Kings in Seal Beach is pretty small and might as an example carry 1 Scott CR1.

Surf City Cyclery HUNTINGTON BEACH. Nice selection and a nice size shop. Helpful when you need it.


----------



## MikeLord

I'm the manager at Cycle World Chatsworth so I wont be biased but we are a dealer for Specialized (S-Works), Cannondale and Cervelo. We have one of the best wheel builders in the valley and we do lotz of custom wheels. Anyone from this forum I'll give 15% OFF. just mention that you are from here

Mike Lord


----------



## shokhead

WOW! Thanks.


----------



## Tripleblack

Cool!


----------



## Thrawn

Mike at Cycle World Chatsworth has helped me out on many occasions... Ryan and the rest of the mechs are awesome too...

Also, big ups to Brent at Santa Monica Mountain Cyclery... Had a rear der issue in the middle of a ride and he was able to get me shifting tip top... I was luckily to be in the area when catastrophe struck... Shifting feels way better than when I first built the bike...


----------



## shokhead

Where is a good Felt bike shop near Long Beach?


----------



## Elpimpo

Carbon Connection in Carlsbad

Alans Bike shop in Oceanside

Personable, trustworthy, honest (actually got talked OUT of upgrading my 4 yr old ksyriums)
and jim @ alans can fit ANYONE!! my Knee problems are gone.


----------



## patchito

terbennett said:


> Coates in Pomona has a good selection and good service.
> 
> I know Adrenaline Bikes in Orange/ Anaheim area. One of my riding buddies works there and when I went to visit, I was amazed with the selection of Ti frames. I had actually been in there about 10 years ago and they were doing the Ti thing them as well.
> 
> I've ridden with Marvin from RDG and I've driven by the shop. My neighbor just told me yesterday about what a great shop it is. I'll have to go check it out. Coates has been pretty good too. They are in the process of helping us out with the University of La Verne Cycling Club.
> 
> BTW, to anyone in the OC, you have to check out The Path in Tustin. The shop has grown and they seem geared more toward mtn bikes, but I've heard that has changed. Anyway, their service is second to none and the people that run it are great people to talk to as well. Just make sure to call and find out if they are open. I went by there a few years ago and they were closed for a week. The employees were all going to a mountain bike race. Usually they are open and they have a pretty good selection of bikes and different brands.


Path is tops for mountain bikes.

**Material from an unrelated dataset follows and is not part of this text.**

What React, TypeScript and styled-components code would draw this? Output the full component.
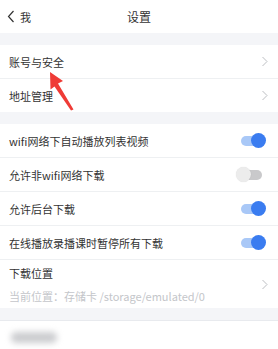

I've bought two from them and still talk to Tani and Karl. For road bikes, A Road Bike 4 U in Irvine near the airport... Great smaller specialty shop - clean, hip decor, small enough to give that personalized service, but more organized and professional than a one-man show. Stocks Pinarello, Scott, Guru, BMC, Giant and Look. They have a new mechanic who's great....slightly older guy who's really fastidious and knows what he's doing. They also have a studio next door that does 3D bike fitting and VO2 Max testing, which is a great resource ...Full disclosure...I do fits and coaching in the studio next door.


----------



## rcordray

Universal Cycles in Studio City is my shop of choice.
The owners are Owen Dickson and Carlos Bautista.
Carlos is the best wrench I've found in SoCal.
They have a huge selection of parts and components and are constantly upgrading their inventory.
Always great service and smiles.


----------



## hecbom

*SoCal Bike Shops*

I bought my son's Wiliers Cento 1 at Adrenaline Bike Shop. Jim the owner treated us very well and his shop manager, Jesse is one of the most knowledgeable "fitting" guys I have come across. Although I don't race anymore, I have been in this sport for over 40 years, (I am now 60) and I can tell you these guys know their stuff. Hopefully this year I am going back for a Cento 1 frame for myself.


----------



## BoingLoings

Anyone know a good LBS in Orange County? Preferably around Anaheim?


----------



## BWWpat

shokhead said:


> Surf City Cyclery HUNTINGTON BEACH. Nice selection and a nice size shop. Helpful when you need it.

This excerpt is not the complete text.